I had to implement such a structure in C for one of my client once. The final structure is loaded from an xml file describing the character set and the dawg, another process created the xml file from a word list.
step 1 : structure to build the first dawg serialized to an xml file
We used :
typedef struct _s_build_node build_node_t;
struct _s_build_node {
char_t letter;
build_node_t* first_child;
build_node_t* right_sibling;
hash_t hash;
size_t depth;
size_t ID;
};
typedef struct _s_build_dawg {
charset_t charset;
node_t* all_nodes; // an array of all the created nodes
node_t* root;
} build_dawg_t;
siblibgs are ordered ascending, end-of-word special character is less than any other character.
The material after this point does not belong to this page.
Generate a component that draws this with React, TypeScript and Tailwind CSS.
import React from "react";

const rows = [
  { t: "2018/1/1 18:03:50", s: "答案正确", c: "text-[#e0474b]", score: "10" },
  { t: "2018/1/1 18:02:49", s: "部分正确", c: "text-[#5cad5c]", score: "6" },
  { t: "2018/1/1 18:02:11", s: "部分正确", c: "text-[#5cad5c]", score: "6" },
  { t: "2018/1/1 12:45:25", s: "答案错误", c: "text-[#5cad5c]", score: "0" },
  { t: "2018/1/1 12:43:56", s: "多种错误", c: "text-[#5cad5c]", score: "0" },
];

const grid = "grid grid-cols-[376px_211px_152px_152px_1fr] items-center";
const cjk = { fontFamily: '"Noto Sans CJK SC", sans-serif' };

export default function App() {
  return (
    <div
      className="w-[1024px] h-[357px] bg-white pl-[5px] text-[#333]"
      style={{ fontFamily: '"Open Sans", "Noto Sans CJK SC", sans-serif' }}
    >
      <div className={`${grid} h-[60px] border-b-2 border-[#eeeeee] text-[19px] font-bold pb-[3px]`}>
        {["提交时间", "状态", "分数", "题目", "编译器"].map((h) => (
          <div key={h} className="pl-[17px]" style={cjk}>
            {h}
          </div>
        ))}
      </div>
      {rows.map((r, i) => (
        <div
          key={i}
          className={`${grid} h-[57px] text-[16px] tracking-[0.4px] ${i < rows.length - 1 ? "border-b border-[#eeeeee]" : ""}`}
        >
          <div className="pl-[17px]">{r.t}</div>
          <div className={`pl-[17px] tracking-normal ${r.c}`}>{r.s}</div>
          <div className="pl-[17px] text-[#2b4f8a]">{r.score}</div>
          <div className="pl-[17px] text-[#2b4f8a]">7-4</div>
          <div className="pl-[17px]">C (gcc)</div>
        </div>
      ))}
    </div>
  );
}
The algorithm is quite simple :
// create the build dawg
foreach word in wordlist
insert(dawg, word)
// compact the dawg
compact(dawg)
// generate the xml file
xml_dump(dawg)
In order to compact the dawg, we computed a hash value for each node. Two nodes with the same hash can be factorized. This part can be tricky. Only the node with the lowest depth is kept, the others are deleted and their parents now point to the one kept.
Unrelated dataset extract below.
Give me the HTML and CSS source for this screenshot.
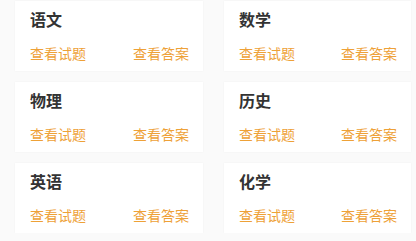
FILE: index.html
```html
<!DOCTYPE html>
<html lang="zh">
<head>
<meta charset="utf-8">
<link rel="stylesheet" href="styles.css">
</head>
<body>
<div class="grid">
  <div class="card"><div class="title">语文</div><div class="links"><span>查看试题</span><span>查看答案</span></div></div>
  <div class="card"><div class="title">数学</div><div class="links"><span>查看试题</span><span>查看答案</span></div></div>
  <div class="card"><div class="title">物理</div><div class="links"><span>查看试题</span><span>查看答案</span></div></div>
  <div class="card"><div class="title">历史</div><div class="links"><span>查看试题</span><span>查看答案</span></div></div>
  <div class="card"><div class="title">英语</div><div class="links"><span>查看试题</span><span>查看答案</span></div></div>
  <div class="card"><div class="title">化学</div><div class="links"><span>查看试题</span><span>查看答案</span></div></div>
</div>
</body>
</html>
```
FILE: styles.css
```css
html, body {
  margin: 0;
  background: #fafafa;
  font-family: "Noto Sans CJK SC", "Noto Sans", sans-serif;
}
.grid {
  display: grid;
  grid-template-columns: 188px 187px;
  column-gap: 21px;
  row-gap: 11px;
  padding: 1px 0 0 15px;
}
.card {
  background: #ffffff;
  height: 70px;
  box-sizing: border-box;
  padding: 7px 13px 8px 15px;
  box-shadow: 0 0 2px rgba(0, 0, 0, 0.04);
}
.title {
  font-size: 16px;
  font-weight: bold;
  color: #333333;
  line-height: 22px;
  margin-bottom: 13px;
}
.links {
  display: flex;
  justify-content: space-between;
  font-size: 14px;
  line-height: 20px;
  color: #eea137;
}
.links span:last-child {
  margin-right: 1px;
}
```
Once compacted we assign a unique ID to each node (via bfs, ID are between 0 and N-1, N is the number of nodes in the compacted dawg). The xml file simply described the trie :
<dawg>
<charset ....>
...
</charset>
<node ID="node_id" letter="letter" fist_child="first_child_ID" next_sibling="next_sibling_id" />
<node .... />
<node .... />
<node .... />
</dawg>
step 2 : The final dagw
The structure is a little bit simpler
typedef struct {
char_t letter;
size_t first_child;
size_t next_sibling;
} node_t;
typedef struct {
node_t nodes[];
... whatever you need ...
} dawg_t;
Here root is dawg.nodes[0], and first_child/next_sibling is an index in the nodes array. Creating such a struct is easy from the xml file. The main drawback is that any wordlist modification triggers the generation of a new xml file.